Copy exactly the lines from the beginning of the data down to and including the line holding "from-[#ffb64a] via-[#ff9600] via-[3px]", without any pictures.

-- START OF MATERIAL PROVIDED --

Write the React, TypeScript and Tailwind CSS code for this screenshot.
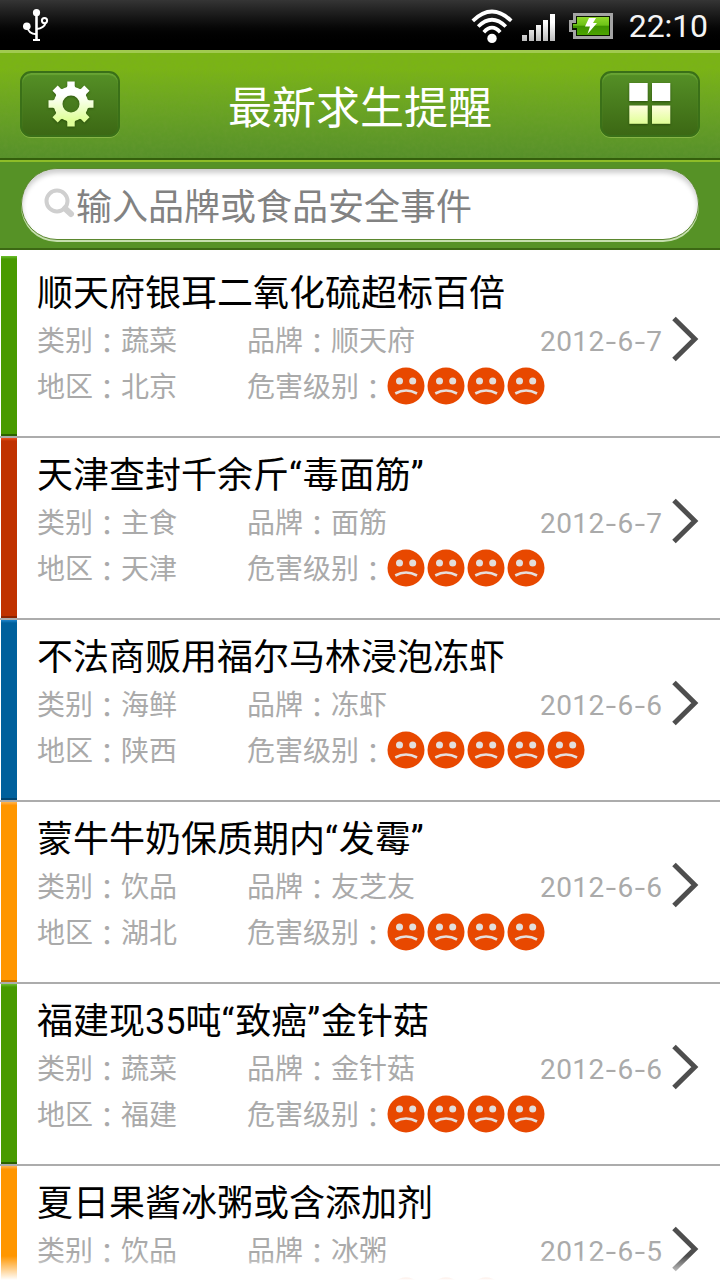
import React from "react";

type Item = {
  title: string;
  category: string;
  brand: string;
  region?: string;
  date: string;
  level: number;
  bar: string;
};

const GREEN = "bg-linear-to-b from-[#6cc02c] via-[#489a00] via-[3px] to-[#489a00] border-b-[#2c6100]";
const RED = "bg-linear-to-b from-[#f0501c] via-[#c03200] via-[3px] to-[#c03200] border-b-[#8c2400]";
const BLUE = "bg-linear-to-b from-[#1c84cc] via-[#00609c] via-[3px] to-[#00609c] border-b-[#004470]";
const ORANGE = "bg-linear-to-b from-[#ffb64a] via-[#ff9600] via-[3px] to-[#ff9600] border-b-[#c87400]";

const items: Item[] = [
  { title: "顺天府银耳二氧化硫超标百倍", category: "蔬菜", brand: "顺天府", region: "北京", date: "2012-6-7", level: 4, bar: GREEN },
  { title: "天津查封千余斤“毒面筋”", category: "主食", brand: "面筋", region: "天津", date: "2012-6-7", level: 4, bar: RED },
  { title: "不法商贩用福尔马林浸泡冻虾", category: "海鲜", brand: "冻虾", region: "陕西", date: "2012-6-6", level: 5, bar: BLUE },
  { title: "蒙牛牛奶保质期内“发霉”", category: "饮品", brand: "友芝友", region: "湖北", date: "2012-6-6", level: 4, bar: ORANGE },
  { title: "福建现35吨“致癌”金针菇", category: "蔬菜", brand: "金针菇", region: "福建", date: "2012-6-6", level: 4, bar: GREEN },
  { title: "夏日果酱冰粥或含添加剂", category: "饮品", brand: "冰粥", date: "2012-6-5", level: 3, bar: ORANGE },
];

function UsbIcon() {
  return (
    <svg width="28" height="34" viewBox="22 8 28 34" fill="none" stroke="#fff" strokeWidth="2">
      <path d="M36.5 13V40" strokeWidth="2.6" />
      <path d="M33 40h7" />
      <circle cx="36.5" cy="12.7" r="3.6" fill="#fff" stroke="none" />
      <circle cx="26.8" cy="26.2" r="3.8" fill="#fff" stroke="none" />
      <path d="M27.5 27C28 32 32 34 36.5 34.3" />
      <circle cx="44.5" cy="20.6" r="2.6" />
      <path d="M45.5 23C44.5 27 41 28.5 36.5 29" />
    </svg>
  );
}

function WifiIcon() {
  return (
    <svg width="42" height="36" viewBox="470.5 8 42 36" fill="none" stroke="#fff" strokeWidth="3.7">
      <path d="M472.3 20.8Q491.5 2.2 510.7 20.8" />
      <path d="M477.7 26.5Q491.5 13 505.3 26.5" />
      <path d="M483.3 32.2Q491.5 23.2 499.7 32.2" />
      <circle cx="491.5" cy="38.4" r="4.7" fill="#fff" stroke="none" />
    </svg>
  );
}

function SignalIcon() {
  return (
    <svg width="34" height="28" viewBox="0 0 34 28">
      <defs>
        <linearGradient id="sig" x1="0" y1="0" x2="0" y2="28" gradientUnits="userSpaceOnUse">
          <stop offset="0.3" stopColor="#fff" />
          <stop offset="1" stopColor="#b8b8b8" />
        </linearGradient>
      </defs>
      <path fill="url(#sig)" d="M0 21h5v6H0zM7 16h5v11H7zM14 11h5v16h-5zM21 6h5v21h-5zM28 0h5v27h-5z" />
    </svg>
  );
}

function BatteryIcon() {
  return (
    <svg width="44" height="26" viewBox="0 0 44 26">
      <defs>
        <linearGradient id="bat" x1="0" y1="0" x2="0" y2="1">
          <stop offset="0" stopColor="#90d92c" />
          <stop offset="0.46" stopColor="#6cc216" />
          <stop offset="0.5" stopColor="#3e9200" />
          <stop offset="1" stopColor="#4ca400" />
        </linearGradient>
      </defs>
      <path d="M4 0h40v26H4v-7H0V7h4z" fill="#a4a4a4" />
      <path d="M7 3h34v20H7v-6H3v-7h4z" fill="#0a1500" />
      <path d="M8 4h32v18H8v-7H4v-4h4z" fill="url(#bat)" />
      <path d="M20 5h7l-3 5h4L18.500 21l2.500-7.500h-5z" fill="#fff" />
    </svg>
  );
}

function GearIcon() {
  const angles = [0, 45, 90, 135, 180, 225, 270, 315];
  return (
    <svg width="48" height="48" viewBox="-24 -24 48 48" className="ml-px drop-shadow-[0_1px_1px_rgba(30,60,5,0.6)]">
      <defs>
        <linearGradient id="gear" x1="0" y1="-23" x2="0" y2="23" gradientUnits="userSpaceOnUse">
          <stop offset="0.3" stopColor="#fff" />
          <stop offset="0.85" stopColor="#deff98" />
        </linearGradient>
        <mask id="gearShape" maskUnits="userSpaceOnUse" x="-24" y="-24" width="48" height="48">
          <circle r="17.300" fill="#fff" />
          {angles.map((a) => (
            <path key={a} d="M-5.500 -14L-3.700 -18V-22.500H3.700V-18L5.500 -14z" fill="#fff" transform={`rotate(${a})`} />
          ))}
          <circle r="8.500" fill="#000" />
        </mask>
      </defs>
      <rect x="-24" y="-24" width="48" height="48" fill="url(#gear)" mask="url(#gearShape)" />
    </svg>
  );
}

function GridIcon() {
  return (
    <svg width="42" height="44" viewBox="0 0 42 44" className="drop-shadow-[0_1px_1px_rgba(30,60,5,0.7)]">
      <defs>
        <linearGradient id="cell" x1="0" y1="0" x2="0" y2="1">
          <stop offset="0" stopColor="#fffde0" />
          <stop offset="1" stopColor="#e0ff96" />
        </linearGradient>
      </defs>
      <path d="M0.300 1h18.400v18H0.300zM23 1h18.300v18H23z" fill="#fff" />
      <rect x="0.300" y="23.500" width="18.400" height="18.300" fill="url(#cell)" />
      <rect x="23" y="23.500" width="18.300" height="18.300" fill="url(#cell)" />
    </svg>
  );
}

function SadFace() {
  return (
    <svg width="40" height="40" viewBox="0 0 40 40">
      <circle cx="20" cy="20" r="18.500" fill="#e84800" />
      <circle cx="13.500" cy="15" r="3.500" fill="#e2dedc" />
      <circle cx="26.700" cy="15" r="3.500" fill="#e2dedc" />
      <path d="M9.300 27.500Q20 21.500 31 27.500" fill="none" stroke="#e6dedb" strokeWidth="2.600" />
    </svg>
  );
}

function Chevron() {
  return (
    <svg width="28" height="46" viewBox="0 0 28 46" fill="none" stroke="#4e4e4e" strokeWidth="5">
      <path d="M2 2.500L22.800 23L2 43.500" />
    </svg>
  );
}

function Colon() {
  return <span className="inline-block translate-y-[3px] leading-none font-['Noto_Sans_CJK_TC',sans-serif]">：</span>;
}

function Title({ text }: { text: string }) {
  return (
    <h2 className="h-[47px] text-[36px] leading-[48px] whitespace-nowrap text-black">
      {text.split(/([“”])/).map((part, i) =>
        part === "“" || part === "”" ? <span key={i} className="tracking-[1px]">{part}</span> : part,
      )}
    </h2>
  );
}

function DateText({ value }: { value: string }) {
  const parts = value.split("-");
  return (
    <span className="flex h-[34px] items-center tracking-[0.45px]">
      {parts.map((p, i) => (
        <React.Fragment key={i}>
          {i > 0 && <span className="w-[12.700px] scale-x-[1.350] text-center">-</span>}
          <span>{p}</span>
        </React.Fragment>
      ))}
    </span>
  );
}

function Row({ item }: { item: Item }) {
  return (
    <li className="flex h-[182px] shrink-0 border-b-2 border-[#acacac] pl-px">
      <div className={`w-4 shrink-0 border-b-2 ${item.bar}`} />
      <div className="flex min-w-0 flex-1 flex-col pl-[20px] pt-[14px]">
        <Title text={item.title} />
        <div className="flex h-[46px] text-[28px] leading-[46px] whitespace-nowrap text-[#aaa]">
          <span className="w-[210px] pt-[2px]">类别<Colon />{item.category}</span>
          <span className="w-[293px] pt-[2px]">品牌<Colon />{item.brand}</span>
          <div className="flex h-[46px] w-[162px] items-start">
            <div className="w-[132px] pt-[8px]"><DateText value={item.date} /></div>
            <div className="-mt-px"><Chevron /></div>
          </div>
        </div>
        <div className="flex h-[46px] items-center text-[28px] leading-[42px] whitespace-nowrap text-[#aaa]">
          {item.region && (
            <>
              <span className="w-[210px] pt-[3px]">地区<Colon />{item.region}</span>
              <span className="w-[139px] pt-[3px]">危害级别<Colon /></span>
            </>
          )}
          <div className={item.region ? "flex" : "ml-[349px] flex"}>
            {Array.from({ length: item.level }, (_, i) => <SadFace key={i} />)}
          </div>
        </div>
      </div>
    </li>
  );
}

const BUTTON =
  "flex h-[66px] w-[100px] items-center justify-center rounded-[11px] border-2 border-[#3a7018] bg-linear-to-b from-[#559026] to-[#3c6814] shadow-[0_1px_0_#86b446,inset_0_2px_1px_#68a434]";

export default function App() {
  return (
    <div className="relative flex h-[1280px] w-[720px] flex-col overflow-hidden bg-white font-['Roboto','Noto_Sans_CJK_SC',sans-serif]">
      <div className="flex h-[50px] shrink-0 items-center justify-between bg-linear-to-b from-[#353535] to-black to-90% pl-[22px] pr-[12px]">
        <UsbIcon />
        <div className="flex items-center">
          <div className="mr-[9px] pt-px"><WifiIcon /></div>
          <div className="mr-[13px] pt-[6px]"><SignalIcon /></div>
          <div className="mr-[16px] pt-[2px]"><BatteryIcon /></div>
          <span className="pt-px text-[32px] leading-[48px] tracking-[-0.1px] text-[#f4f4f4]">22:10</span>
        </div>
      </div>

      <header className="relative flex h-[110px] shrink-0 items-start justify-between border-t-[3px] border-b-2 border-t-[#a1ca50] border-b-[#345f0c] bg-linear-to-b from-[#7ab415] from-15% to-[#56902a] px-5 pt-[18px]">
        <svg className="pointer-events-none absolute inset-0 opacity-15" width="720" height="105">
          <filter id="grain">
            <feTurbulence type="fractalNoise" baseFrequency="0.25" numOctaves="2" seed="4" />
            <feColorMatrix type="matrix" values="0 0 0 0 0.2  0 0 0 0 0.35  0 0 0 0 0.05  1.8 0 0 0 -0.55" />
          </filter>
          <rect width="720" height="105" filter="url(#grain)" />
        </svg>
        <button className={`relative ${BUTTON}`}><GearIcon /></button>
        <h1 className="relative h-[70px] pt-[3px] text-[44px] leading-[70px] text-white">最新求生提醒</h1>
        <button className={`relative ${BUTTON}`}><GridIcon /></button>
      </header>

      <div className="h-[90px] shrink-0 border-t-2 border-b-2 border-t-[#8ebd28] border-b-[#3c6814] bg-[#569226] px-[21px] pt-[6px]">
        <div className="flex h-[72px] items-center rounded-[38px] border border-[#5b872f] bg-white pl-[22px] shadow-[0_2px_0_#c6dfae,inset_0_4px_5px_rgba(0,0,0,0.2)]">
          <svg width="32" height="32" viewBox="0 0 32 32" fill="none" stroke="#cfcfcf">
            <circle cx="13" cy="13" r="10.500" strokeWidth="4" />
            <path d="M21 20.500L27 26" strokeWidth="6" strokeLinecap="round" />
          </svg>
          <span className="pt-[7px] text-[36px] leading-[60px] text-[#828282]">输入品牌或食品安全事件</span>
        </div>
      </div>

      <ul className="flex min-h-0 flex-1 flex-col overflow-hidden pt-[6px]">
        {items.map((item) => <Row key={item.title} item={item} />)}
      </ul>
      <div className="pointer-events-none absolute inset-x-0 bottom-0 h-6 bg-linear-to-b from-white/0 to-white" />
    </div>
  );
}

-- END OF MATERIAL PROVIDED --

RESULT |
Write the React, TypeScript and Tailwind CSS code for this screenshot.
import React from "react";

type Item = {
  title: string;
  category: string;
  brand: string;
  region?: string;
  date: string;
  level: number;
  bar: string;
};

const GREEN = "bg-linear-to-b from-[#6cc02c] via-[#489a00] via-[3px] to-[#489a00] border-b-[#2c6100]";
const RED = "bg-linear-to-b from-[#f0501c] via-[#c03200] via-[3px] to-[#c03200] border-b-[#8c2400]";
const BLUE = "bg-linear-to-b from-[#1c84cc] via-[#00609c] via-[3px] to-[#00609c] border-b-[#004470]";
const ORANGE = "bg-linear-to-b from-[#ffb64a] via-[#ff9600] via-[3px] to-[#ff9600] border-b-[#c87400]";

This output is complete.